2回目の訪問は9月。観察会OBが華強北を巡るツアーをしてくれるというのでお邪魔した。ひとりでは見れなかった多くの場所をみることができた。実際にいろんな部品を買っていく参加者を見て、本物のMakersを見た気がした。

そして3回目は11月のMaker Faire Shenzhen。ここにはMakersとMakersが作るものを楽しめる人がやってくる。面白いものを作る人が集まり、面白いものを求める人がやってくる。面白かったし楽しかった。それと同時に、わからなかった。やはり見て、触って、面白いね、それで終わってしまう。限界を感じた。

ここに来る前にArduinoとかRaspberry Piとかやってみようと買ってチャンレンジしたけど挫折していた。Micro:bitならいけるかもと帰国後買って本を見ながらやってみたが、やはり挫折した。Makerへの道は遠いと感じた。それでもMakersに関わりたいという思いから、2018年からのニコ技深圳観察会出張所へのスポンサーを申し出た。もっと奥深くに入れば道が開けるのかもしれない考えていた。

2018年3月、念願の観察会に参加した。昨年、深圳に興味を持った頃には観察会は終了していたので、まさに念願だった。そして気づいた。深圳のエコシステムはMakersのためだけのものではないのだと。

深圳のエコシステムは素晴らしい。アイディアが生まれる。そしてテクノロジーがアイディアを具現化していく。そのなかで研究開発するための場所がなければインキュベーション施設があるし、資金がなければ援助するエンジェルがいる。アイディアだけあって設計できなければデザインだけする企業があるし、もちろん製造だけやってくれる企業がある。一貫して自力でやる企業もあれば、自分ができるところだけやる企業もある。アイディアが社会を変えるイノベーションになるまでに、多くの役割が存在し、足りない役割にはそこを埋める企業が発生する。エコシステムはイノベーションの発展とともに自身も進化を続けている。それが深圳のエコシステムだと理解している。

今回の訪問で、多くのスタートアップ企業、研究開発の現場、設計・製造の現場を回ることができた。深圳のエコシステムの構成要素をそれぞれの役割の視点から見ることができた。そしてこの「役割」を考えるとき、私自身がMakersのひとりにならなくても、この深圳のエコシステムに関わっていけるのだと気づいた。私もイノベーションに関わっていける。それで十分なのだと。

Makersがイノベーションを生み出す過程で支援できることがあるに違いない。また、私ならMakersのイノベーションに関心を持ち、面白いと思える、そんな気がした。

観察会最後の高須さんのプレゼンで紹介されたDelek SiversのTEDでのプレゼン(How to Start a Movement)が、その気持ちを後押しした。

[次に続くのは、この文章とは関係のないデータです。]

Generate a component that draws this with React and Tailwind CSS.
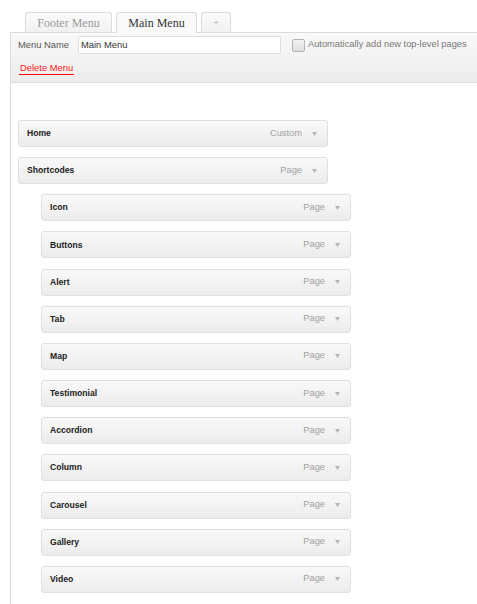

First Follower。素敵だ。

昨年の国内発売と同時に買ったInsta360 One。買ってから一度開封しただけで使っていなかった。面白いのに。楽しめるのに。深圳のエコシステムにすでに日本も巻き込まれている。いろんなことを反省しながら、ここに新しい居場所を作っていけたらと考えている。ここにはできないこともやれないことも存在しないと信じている。電子工作は続けようと思う。そしてこれからも深圳、そしてMakersのみなさんを追いかけていきたい。どんな人でも役割を持てる、それがこのエコシステムの魅力だと思う。